The fourth is when you are not prepared for the psychological toll. Rupture is lonely, uncertain, and often humbling. Professionals who derive their sense of worth from external validation—titles, praise, salary—may find the rupture period unbearable. This is not a character flaw; it is a design constraint. If you know you need steady external feedback to stay motivated, design a rupture that includes regular check-ins with a coach, mentor, or peer group.

Finally, do not use rupture as a solution to a problem that can be solved within your current role. If you are bored, can you ask for a new project? If you are misaligned, can you shift teams? Rupture is a high-leverage tool, not a first-line intervention. Exhaust the internal options before you break the external structure.

7. Open Questions and FAQ

Even after planning carefully, professionals often have lingering questions. Below are the most common ones we encounter.

How do I explain the rupture in an interview?

Frame it as a strategic development move. Use the thesis: “I took two years to build expertise in X because I believed it would make me more effective in Y. Here is what I learned, and here is how I applied it.” Avoid defensive language. The interviewer is looking for confidence and clarity; a well-articulated rupture signals self-awareness and courage.

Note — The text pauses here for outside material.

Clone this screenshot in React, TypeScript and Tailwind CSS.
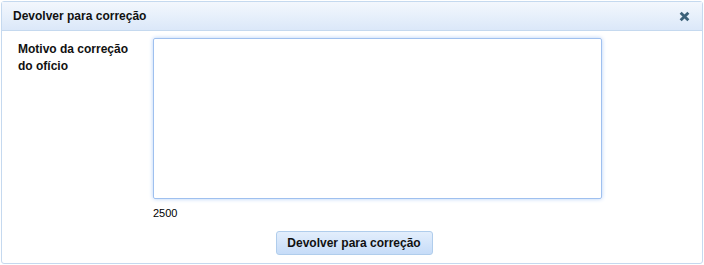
export default function App() {
  return (
    <div className="w-[704px] h-[265px] bg-white p-px" style={{ fontFamily: '"Liberation Sans", Arial, sans-serif' }}>
      <div className="w-[702px] h-[263px] border border-[#c5d9ef] rounded-[3px] flex flex-col bg-white">
        <div className="h-[29px] flex items-center justify-between pl-[11px] pr-[12px] border-b border-[#c5d9ef] bg-gradient-to-b from-[#f3f7fd] to-[#dbe8f9]">
          <span className="text-[12px] font-bold text-[#111]">Devolver para correção</span>
          <svg width="11" height="11" viewBox="0 0 10 10" className="mt-[1px]">
            <path d="M1.5 1.5 L8.5 8.5 M8.5 1.5 L1.5 8.5" stroke="#3c6179" strokeWidth="2.6" strokeLinecap="butt" />
          </svg>
        </div>
        <div className="flex pt-[7px] pl-[16px]">
          <div className="w-[135px] text-[12px] font-bold text-[#111] leading-[17px] pt-[3px]">
            Motivo da correção
            <br />
            do ofício
          </div>
          <div className="flex flex-col">
            <textarea className="w-[449px] h-[161px] border border-[#9fc0ef] rounded-[2px] shadow-[0_0_4px_#b5d0f7] outline-none resize-none" />
            <span className="text-[11px] text-black mt-[8px] leading-[13px]">2500</span>
          </div>
        </div>
        <div className="flex justify-center mt-[11px] pl-[4px]">
          <button className="w-[157px] h-[24px] border border-[#b0cdec] rounded-[3px] bg-gradient-to-b from-[#e3eefc] to-[#c6dcf8] text-[12px] font-bold text-[#111]">
            Devolver para correção
          </button>
        </div>
      </div>
    </div>
  );
}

What if the rupture fails—I cannot find a role after?

This is why the financial cushion is non-negotiable. If you are six months into the rupture and the bridge role is not working, you have two options: extend the cushion and adjust the thesis, or treat the rupture as a sabbatical and return to the job market with a story about intentional exploration. Most employers value the learning even if the original plan did not pan out—as long as you can articulate what you learned from the failure.

Should I tell my current employer about my rupture plan?

Generally, no. The rupture is a personal strategic decision; sharing it prematurely can create bias or limit your options. However, if you have a trusted mentor within the organization, you might share your thinking to get feedback or negotiate a re-entry path. Keep the circle small and the timing late—only after you have secured the bridge role.

Can I rupture more than once?

Yes, but with diminishing returns. Each subsequent rupture requires a stronger narrative, because the pattern begins to look like indecision. The most effective professionals rupture once or twice in a career, using each break to build a distinct capability that compounds over time. More than three ruptures, and the story becomes harder to sell.

How do I measure success of a rupture?

Success is not whether you stay in the bridge role forever; it is whether you gained the capability you set out to gain. Measure against your thesis: Did you learn what you intended? Did you build the network? Did you return (or continue) with a stronger foundation for legacy? If the answer is yes, the rupture was successful—even if the financial outcome was not immediate.

For those ready to design their own rupture, start with the thesis. Write it down. Share it with one trusted person. Then build the bridge, secure the cushion, and set the time box. The architecture is invisible until you commit to it—but once you do, the career that follows will be yours in a way that the linear climb never could be.